Conclusão: que o governo de um só, absolutamente, é o melhor de que maneira deve a multidão haver-se a respeito dele, visto como se lhe deve tirar a ocasião de tiranizar e, ainda quando o faça, há de tolerar-se para evitar maior mal.”(3)

Para facilitar nosso entendimento nessa questão citemos também a Garrigou-Lagrange:

“‘Segue-se, diz Santo Tomás (cap. III), que a monarquia é o melhor dos governos’, o mais uno, o mais durável, aquele que é mais forte para promover o bem comum; ‘a monarquia, diz ele ibid., é melhor que o regime aristocrático, e este, melhor que a república’. A mesma doutrina é conservada na Suma Teológica onde é dito, Ia. q. 103 a. 3, sobre o governo do universo: ‘Optima gubernatio est quae fit per unum’. O melhor governo é o de um só. [...]
É verdade, como é dito na presente obra (Cap. III), que, em virtude do princípio *optimi corruptio pessima* [a corrupção do melhor é a pior], a tirania é pior do que a oligarquia (que é a degeneração do poder aristocrático), e a oligarquia é pior do que a democracia (que, na terminologia de Santo Tomás, é a alteração ou corrupção da república).
Os males da tirania não são menos bem notados (Cap. III), tanto na ordem espiritual como na ordem temporal: [...]
Santo Tomás acrescenta, no entanto (cap. V), que se o governo de um só, tornando-se tirânico, todavia não se encarniçar, sem medida alguma, contra a multidão inteira, ele é ainda preferível aos demais. O governo coletivo, a partir do momento em que a discórdia nele se introduz, transforma-se quiçá mais frequentemente, com efeito, em opressão. Donde resulta, portanto, que é mais vantajoso viver sob um rei. É o melhor regime. Reencontramos a mesma conclusão na Suma Contra os Gentios, livro IV, cap. 76, n° 4, a propósito do governo da Igreja.””(4)

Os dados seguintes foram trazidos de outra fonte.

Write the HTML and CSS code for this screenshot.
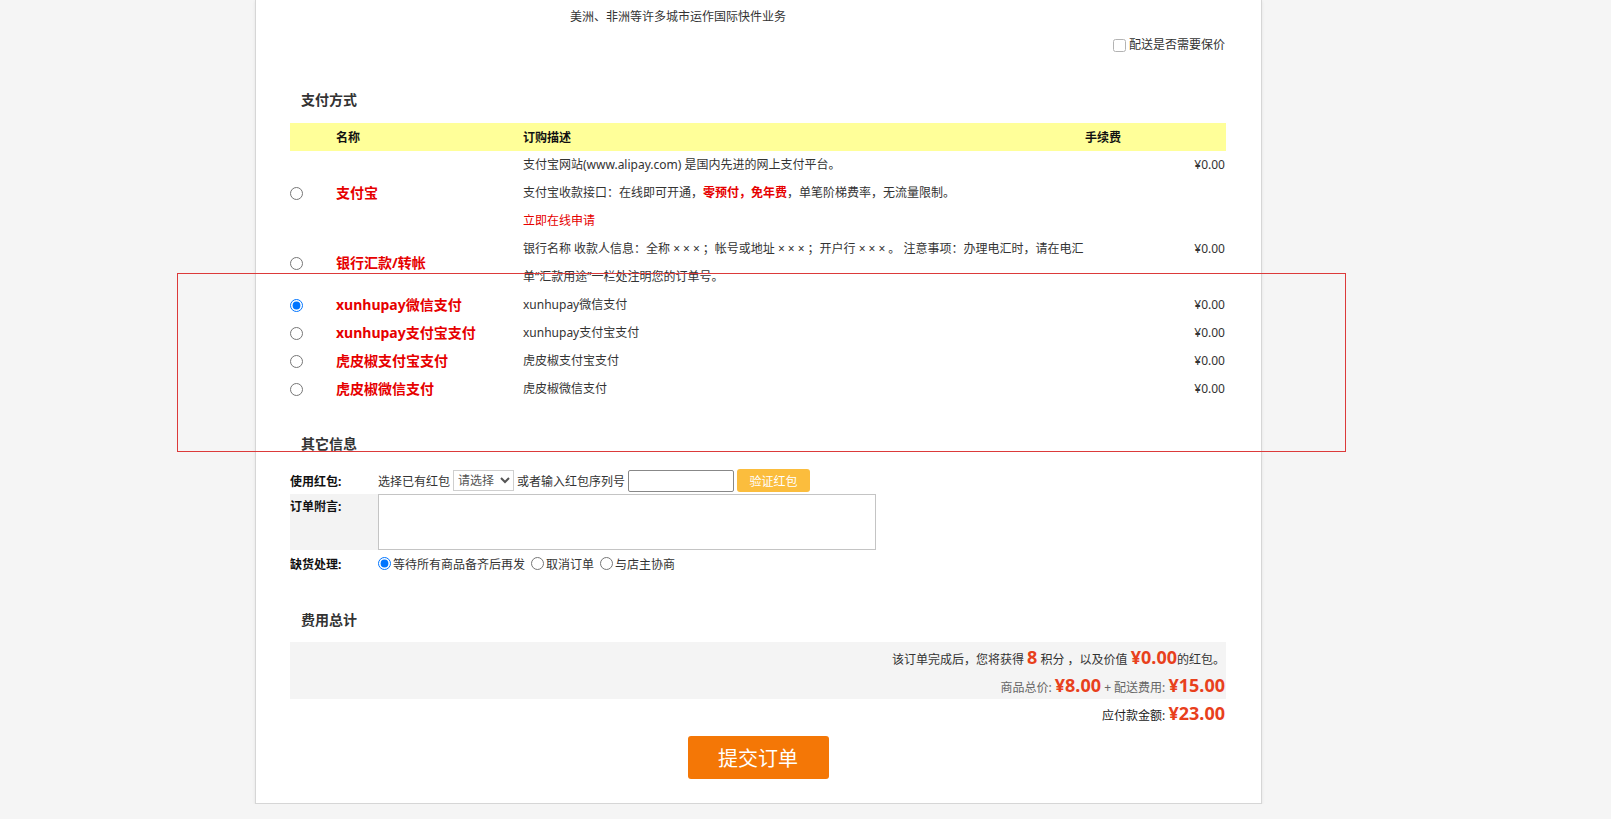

Temos então, bem fundamentado e comprovado, que segundo Santo Tomás, em questão política, não existe imoralidade em escolher a opção da qual decorrem menos males, e que mesmo uma monarquia desviada de seus fins é preferível à outro regime também desviado de seus fins.

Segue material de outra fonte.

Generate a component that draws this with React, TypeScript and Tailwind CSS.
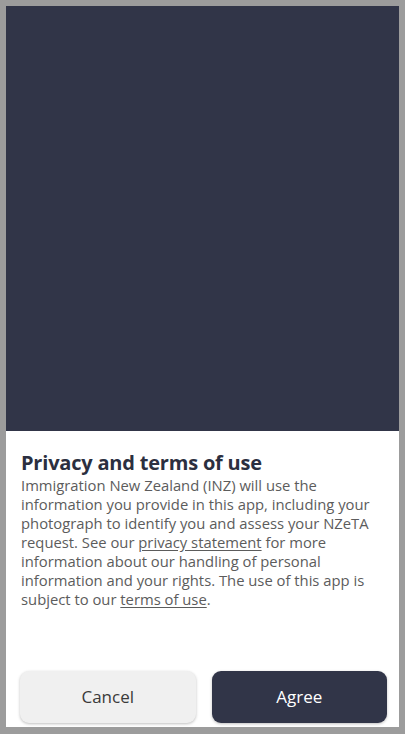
import React from 'react'

const App: React.FC = () => {
  return (
    <div
      className="w-[405px] h-[734px] bg-[#9c9c9c] pt-[6px] pl-[6px] pr-[6px] pb-[7px] flex flex-col"
      style={{ fontFamily: '"Open Sans", "Noto Sans", sans-serif' }}
    >
      <div className="h-[425px] bg-[#313548] shrink-0" />
      <div className="flex-1 bg-white flex flex-col">
        <div className="pl-[15px] pr-[14px] pt-[19px]">
          <h1 className="text-[20px] leading-[25px] font-bold text-[#2b2f40] tracking-[-0.2px]">
            Privacy and terms of use
          </h1>
          <p className="text-[14.8px] leading-[19px] text-[#5c5c5c] mt-[1px]">
            Immigration New Zealand (INZ) will use the information you provide in this app, including your
            photograph to identify you and assess your NZeTA request. See our{' '}
            <a className="underline underline-offset-2">privacy statement</a> for more information about our
            handling of personal information and your rights. The use of this app is subject to our{' '}
            <a className="underline underline-offset-2">terms of use</a>.
          </p>
        </div>
        <div className="mt-auto flex gap-4 pl-[14px] pr-[12px] pb-[4px]">
          <button className="flex-1 h-[52px] rounded-[9px] bg-[#f0f0f0] text-[17px] text-[#3a3a3a] shadow-[0_1px_3px_rgba(0,0,0,0.25)]">
            Cancel
          </button>
          <button className="flex-1 h-[52px] rounded-[9px] bg-[#313548] text-[17px] text-white shadow-[0_1px_3px_rgba(0,0,0,0.25)]">
            Agree
          </button>
        </div>
      </div>
    </div>
  )
}

export default App
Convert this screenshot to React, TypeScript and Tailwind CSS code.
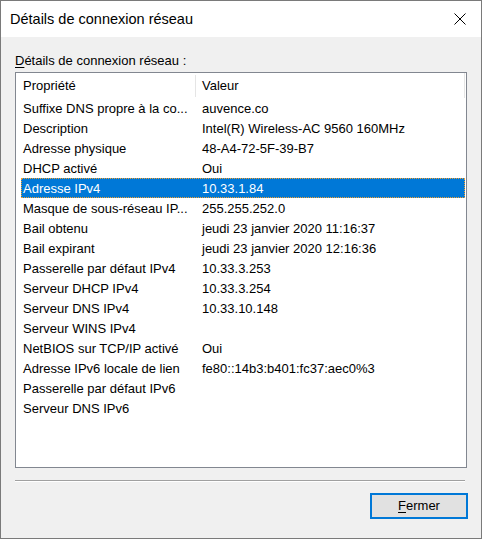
const rows: [string, string][] = [
  ["Suffixe DNS propre à la co...", "auvence.co"],
  ["Description", "Intel(R) Wireless-AC 9560 160MHz"],
  ["Adresse physique", "48-A4-72-5F-39-B7"],
  ["DHCP activé", "Oui"],
  ["Adresse IPv4", "10.33.1.84"],
  ["Masque de sous-réseau IP...", "255.255.252.0"],
  ["Bail obtenu", "jeudi 23 janvier 2020 11:16:37"],
  ["Bail expirant", "jeudi 23 janvier 2020 12:16:36"],
  ["Passerelle par défaut IPv4", "10.33.3.253"],
  ["Serveur DHCP IPv4", "10.33.3.254"],
  ["Serveur DNS IPv4", "10.33.10.148"],
  ["Serveur WINS IPv4", ""],
  ["NetBIOS sur TCP/IP activé", "Oui"],
  ["Adresse IPv6 locale de lien", "fe80::14b3:b401:fc37:aec0%3"],
  ["Passerelle par défaut IPv6", ""],
  ["Serveur DNS IPv6", ""],
];

const SELECTED = 4;

export default function App() {
  return (
    <div
      className="w-[482px] h-[539px] border border-[#7a7a7a] flex flex-col text-black"
      style={{ fontFamily: '"Liberation Sans", Arial, sans-serif' }}
    >
      {/* barre de titre */}
      <div className="h-[36px] bg-white flex items-center justify-between pl-[9px] pr-[14px]">
        <span className="text-[14.5px] leading-[22px]">Détails de connexion réseau</span>
        <svg width="12" height="12" viewBox="0 0 12 12" className="mr-[1px]">
          <path d="M0.5 0.5 L11.5 11.5 M11.5 0.5 L0.5 11.5" stroke="#000" strokeWidth="1" />
        </svg>
      </div>

      <div className="flex-1 bg-[#f0f0f0] pl-[14px] pr-[13px] flex flex-col">
        <div className="mt-[16px] h-[15px] leading-[15px] text-[13px]">
          <span className="underline underline-offset-[2px]">D</span>étails de connexion réseau :
        </div>

        {/* liste */}
        <div className="mt-[4px] h-[396px] w-[452px] border border-[#828790] bg-white flex flex-col text-[13px]">
          <div className="h-[25px] flex shrink-0">
            <div className="w-[180px] pl-[7px] leading-[26px] flex justify-between">
              <span>Propriété</span>
              <span className="w-px h-[22px] mt-[2px] bg-[#e5e5e5]" />
            </div>
            <div className="w-[269px] pl-[6px] leading-[26px] flex justify-between">
              <span>Valeur</span>
              <span className="w-px h-[25px] bg-[#e5e5e5]" />
            </div>
          </div>
          {rows.map(([k, v], i) => (
            <div
              key={k}
              className={
                i === SELECTED
                  ? "ml-[5px] w-[444px] h-[20px] flex leading-[22px] bg-[#0078d7] text-white outline-1 outline-dotted outline-[#f0a030] -outline-offset-1"
                  : "ml-[5px] w-[444px] h-[20px] flex leading-[22px]"
              }
            >
              <div className="w-[175px] h-[20px] pl-[2px] whitespace-nowrap overflow-hidden">{k}</div>
              <div className="h-[20px] pl-[6px] whitespace-nowrap">{v}</div>
            </div>
          ))}
        </div>

        {/* séparateur */}
        <div className="mt-[12px] w-[450px] h-[2px] border-t border-[#a0a0a0] border-b border-b-white" />

        <div className="mt-[11px] flex justify-end">
          <button className="w-[98px] h-[26px] border-2 border-[#0078d7] bg-[#e1e1e1] text-[13px] leading-[20px]">
            <span className="underline underline-offset-[2px]">F</span>ermer
          </button>
        </div>
      </div>
    </div>
  );
}
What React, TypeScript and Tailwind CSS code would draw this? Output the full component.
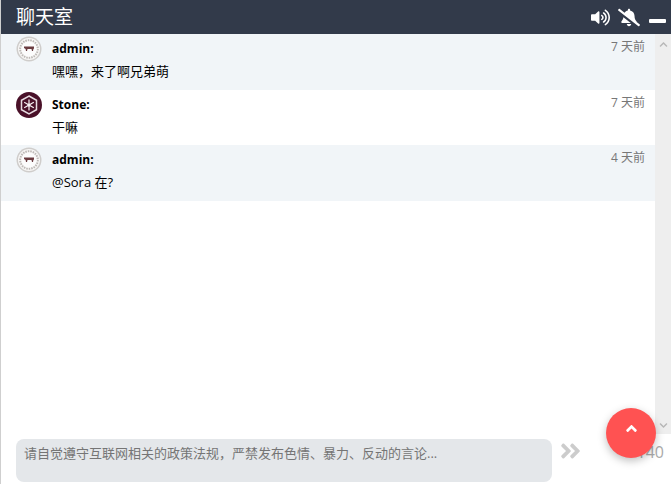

(1) R.P. ÁLVARO CALDERÓN, “La Lámpara bajo el celemín,” Rio Reconquista, Buenos Aires, 2009, pág. 63-64
(2) SANTO TOMÁS DE AQUINO, “Governo do Príncipe,” Lib. III, Cap. IV, 10-13
(3) SANTO TOMÁS DE AQUINO, "Governo do Príncipe,” Lib. III, Cap. VI, 15.16.
(4) GARRIGOU-LAGRANGE, Reginald, “Prefácio ao Governo do Príncipe”.